I would also suggest that all Jewish people who celebrate both holidays [by having] a Christmas Tree for the kids, a Hanukkah Bush, or talk about Hanukkah Harry are also missing the meaning of Chanukah. The Maccabees were horrified when an idol was placed in the holy Temple. Rather than trying to fit with “modern” culture, they wanted to make sure that the House of God was a Jewish household. To remember the Maccabees, we should do the same with ours.
Dunitz ends his lecture with a flourish, writing in part,
…As Americans, we are all different, and we must celebrate those differences, not merge them into one hodgepodge of progressive mediocrity celebrating everything at the same time because that is celebrating absolutely nothing….Mixing up Chanukah with other people’s traditions diminishes the light and message of Chanukah as well as those different traditions….

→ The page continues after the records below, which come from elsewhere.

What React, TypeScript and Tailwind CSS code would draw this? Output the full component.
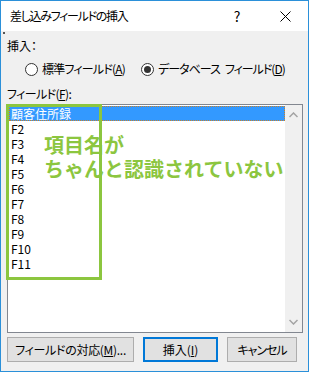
import React from "react";

const font = { fontFamily: '"Noto Sans CJK JP", "Noto Sans", sans-serif' };

const items = ["F2", "F3", "F4", "F5", "F6", "F7", "F8", "F9", "F10", "F11"];

function Radio({ checked }: { checked?: boolean }) {
  return (
    <span className="shrink-0 w-[13px] h-[13px] rounded-full border border-[#333333] bg-white flex items-center justify-center">
      {checked && <span className="w-[7px] h-[7px] rounded-full bg-[#333333]" />}
    </span>
  );
}

export default function App() {
  return (
    <div
      className="w-[309px] h-[372px] border border-[#2b90d9] flex flex-col text-[12px] text-[#000000] overflow-hidden [font-feature-settings:'palt']"
      style={font}
    >
      {/* Title bar */}
      <div className="h-[30px] bg-white flex items-center pl-[9px] shrink-0">
        <span className="flex-1 leading-[16px] tracking-[-1.3px]">差し込みフィールドの挿入</span>
        <span className="w-[46px] text-center text-[14px] leading-[16px] mr-[2px]">?</span>
        <span className="w-[46px] flex justify-center">
          <svg width="11" height="11" viewBox="0 0 11 11">
            <path d="M0.5 0.5 L10.5 10.5 M10.5 0.5 L0.5 10.5" stroke="#000" strokeWidth="1" />
          </svg>
        </span>
      </div>

      {/* Body */}
      <div className="relative flex-1 bg-[#f0f0f0] px-[6px] flex flex-col">
        <span className="absolute left-[2px] top-[1px] w-[2px] h-[2px] bg-[#555]" />
        <div className="mt-[7px] h-[16px] leading-[16px]">挿入：</div>

        <div className="mt-[7px] h-[16px] flex items-center leading-[16px] pl-[18px] whitespace-nowrap">
          <Radio />
          <span className="ml-[4px] tracking-[-0.8px]">
            標準フィールド(<span className="underline">A</span>)
          </span>
          <span className="ml-[16px]">
            <Radio checked />
          </span>
          <span className="ml-[4px] tracking-[-1px]">データベース</span>
          <span className="ml-[5px] tracking-[-1px]">
            フィールド(<span className="underline">D</span>)
          </span>
        </div>

        <div className="mt-[9px] h-[16px] leading-[16px] tracking-[-0.6px]">
          フィールド(<span className="underline">F</span>):
        </div>

        {/* List box */}
        <div className="relative mt-[2px] h-[229px] w-[296px] border border-[#828790] bg-white flex">
          <div className="flex-1 pt-[1px] pl-[1px]">
            <div className="h-[15px] leading-[15px] bg-[#3399ff] text-white pl-[2px] outline-1 outline-dotted outline-[#c8802a] -outline-offset-1">
              顧客住所録
            </div>
            {items.map((f) => (
              <div key={f} className="h-[15px] leading-[15px] pl-[2px]">
                {f}
              </div>
            ))}
          </div>
          <div className="w-[17px] bg-[#f0f0f0] flex flex-col justify-between items-center py-[7px]">
            <svg width="9" height="6" viewBox="0 0 9 6">
              <path d="M0.5 5 L4.5 1 L8.5 5" stroke="#a3a3a3" strokeWidth="1.5" fill="none" />
            </svg>
            <svg width="9" height="6" viewBox="0 0 9 6">
              <path d="M0.5 1 L4.5 5 L8.5 1" stroke="#a3a3a3" strokeWidth="1.5" fill="none" />
            </svg>
          </div>

          {/* Annotation */}
          <div className="absolute left-[-2px] top-[-1px] w-[96px] h-[176px] border-[3px] border-[#8cc63f]" />
          <div className="absolute left-[36px] top-[28px] text-[#8cc63f] font-bold text-[20px] leading-[24px] whitespace-nowrap [font-feature-settings:normal]">
            項目名が
            <br />
            ちゃんと認識されていない
          </div>
        </div>

        {/* Buttons */}
        <div className="mt-[4px] h-[25px] flex">
          <div className="w-[127px] h-[25px] bg-[#e1e1e1] border border-[#adadad] flex items-center justify-center leading-[16px] tracking-[-0.3px]">
            フィールドの対応(<span className="underline">M</span>)...
          </div>
          <div className="ml-[9px] w-[75px] h-[25px] bg-[#e1e1e1] border-2 border-[#0078d7] flex items-center justify-center leading-[16px]">
            挿入(<span className="underline">I</span>)
          </div>
          <div className="ml-[9px] w-[70px] h-[25px] bg-[#e1e1e1] border border-[#adadad] flex items-center justify-center leading-[16px] tracking-[-1px]">
            キャンセル
          </div>
        </div>
      </div>
    </div>
  );
}
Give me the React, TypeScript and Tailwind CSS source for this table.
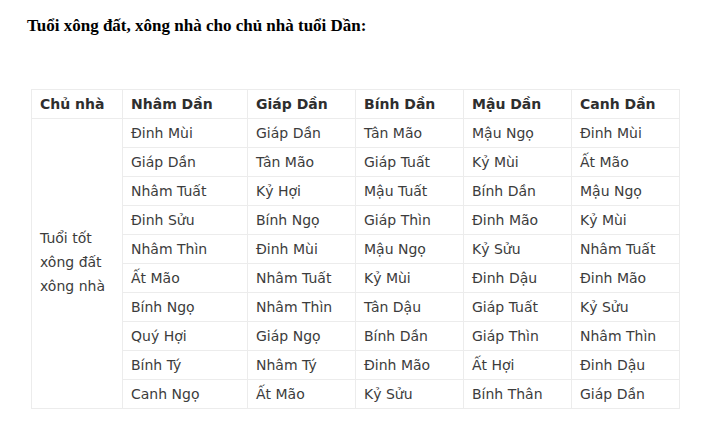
import React from "react";

const header = ["Chủ nhà", "Nhâm Dần", "Giáp Dần", "Bính Dần", "Mậu Dần", "Canh Dần"];
const rows = [
  ["Đinh Mùi", "Giáp Dần", "Tân Mão", "Mậu Ngọ", "Đinh Mùi"],
  ["Giáp Dần", "Tân Mão", "Giáp Tuất", "Kỷ Mùi", "Ất Mão"],
  ["Nhâm Tuất", "Kỷ Hợi", "Mậu Tuất", "Bính Dần", "Mậu Ngọ"],
  ["Đinh Sửu", "Bính Ngọ", "Giáp Thìn", "Đinh Mão", "Kỷ Mùi"],
  ["Nhâm Thìn", "Đinh Mùi", "Mậu Ngọ", "Kỷ Sửu", "Nhâm Tuất"],
  ["Ất Mão", "Nhâm Tuất", "Kỷ Mùi", "Đinh Dậu", "Đinh Mão"],
  ["Bính Ngọ", "Nhâm Thìn", "Tân Dậu", "Giáp Tuất", "Kỷ Sửu"],
  ["Quý Hợi", "Giáp Ngọ", "Bính Dần", "Giáp Thìn", "Nhâm Thìn"],
  ["Bính Tý", "Nhâm Tý", "Đinh Mão", "Ất Hợi", "Đinh Dậu"],
  ["Canh Ngọ", "Ất Mão", "Kỷ Sửu", "Bính Thân", "Giáp Dần"],
];

export default function App() {
  return (
    <div className="w-[707px] h-[433px] bg-white overflow-hidden">
      <h1 className="pl-[27px] pt-[15px] text-[17px] font-bold text-black leading-[22px] font-['Liberation_Serif',serif]">
        Tuổi xông đất, xông nhà cho chủ nhà tuổi Dần:
      </h1>
      <table className="ml-[31px] mt-[52px] border-collapse font-['DejaVu_Sans',sans-serif] text-[14px] text-[#3c3c3c]">
        <colgroup>
          <col className="w-[91px]" />
          <col className="w-[125px]" />
          <col className="w-[108px]" />
          <col className="w-[108px]" />
          <col className="w-[108px]" />
          <col className="w-[108px]" />
        </colgroup>
        <thead>
          <tr className="h-[29px]">
            {header.map((h) => (
              <th key={h} className="border border-[#ececec] px-[8px] leading-[16px] text-left font-bold text-[#2e2e2e] align-middle">
                {h}
              </th>
            ))}
          </tr>
        </thead>
        <tbody>
          {rows.map((r, i) => (
            <tr key={i} className="h-[29px]">
              {i === 0 && (
                <td rowSpan={10} className="border border-[#ececec] px-[8px] pb-[3px] align-middle leading-[24px]">
                  Tuổi tốt<br />xông đất<br />xông nhà
                </td>
              )}
              {r.map((c, j) => (
                <td key={j} className="border border-[#ececec] px-[8px] leading-[16px] align-middle">
                  {c}
                </td>
              ))}
            </tr>
          ))}
        </tbody>
      </table>
    </div>
  );
}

And to my Christian friends: Please don’t go get assimilated on me either. That tree in the mall, town square, or your living room is a Christmas tree, not a holiday tree….You have a beautiful tradition. …Don’t try to make it politically correct by taking away its religious nature. And don’t take away the sacred nature of Hanukkah by shoving it down the collective throats of public Christmas displays.
America is a great country. It is great not because everyone celebrates the same, but because we can all celebrate our differences.

This is exactly the point I was making when I said removing the person or event from a celebration renders it nothing more than a bunch of platitudes.
We seem to think that government needs to get involved in celebratory activities.
When they do then they go about sterilizing them to a point that the reason for the celebration is actually lost out of fear some votes could be lost or litigation will occur.
I believe they should steer clear of promoting any celebrations other than events associated with government or its history.
I also believe that government should allow private groups to temporarily erect religious celebratory artifacts in public spaces. Such displays allow people to enjoy them and facilitates understanding. Public facilities are often rented to private groups without concern if religious activities may occur. In this case, a rental income does not have to be part of the equation.
Denying the use religious symbols in public areas for creates the potential for creating the perception of promoting one religion over another even if all symbols are banned. One mere reference anywhere sets off a chain reaction within groups feeling slighted.
Allowing any religious group access eliminates such perceptions and might just facilitate greater understanding and tolerance.
I forgot to say tolerance cannot begin with a NO, only a yes.
My 2 cents (and we gave up the penny years ago) from Canada is that you can’t be a melting pot and a mosaic at the same time. I’m a mosaic proponent. The US has been more of a melting pot which demands a certain homogeneity.
No fighting but independent celebration. So Christmas is just that. Not some veiled, weak denial. And Eid is Eid, and … You get the picture. There are no winners but there are no losers or deniers either.
BUT it gets messy at the margins. My celebration of X does not diminish your Y and I’m not going to apologize for it.
I’m okay with that but so many are not.
Yeah, you can’t really have all cultures at once. You just end up with none. Obscure historian Meic Pearse calls it the “anti-culture” and that’s really a great name for it.
We are now entering a fantastic, large-scale experiment to find out just how important “traditions” really were all along. For at least the last 50 years, a growing fringe has pushed for “deconstruction” of all western traditions, and that mentality is now becoming the dominant one. The New American has better, cooler, trendier innovations for what was once called “family life;” innovations that don’t involve all of the trappings of The Patriarchy like full-time moms, married parents, monogamy, church, or full-time employment (coincidentally, getting rid of those things leaves a lot more time for binge-watching.) It’s going to be…something.
I looked up the author you cited: Meic Pierce. He has a book out titled: Why the Rest Hates the West: Understanding the Roots of Global Rage. The book has been reviewed on Amazon and here is one thoughtful review:
The book appears to have a strong critical and introspective-critical thrust:
What I note is that there is a traditionalist and also a right-leaning perspective that is developing among many intellectuals in the West, but it is one that sees the problems and conflicts within the West as coming about because of self-imposed errors.
If there is going to be a successful return to ‘Christian traditionalism’ that means that every aspect of American life: cultural, social, economic, military and the whole arena of foreign policy will have to be taken into account. That is to say that the practice of Christianity cannot be merely a ‘private’ and ‘silent’ affair.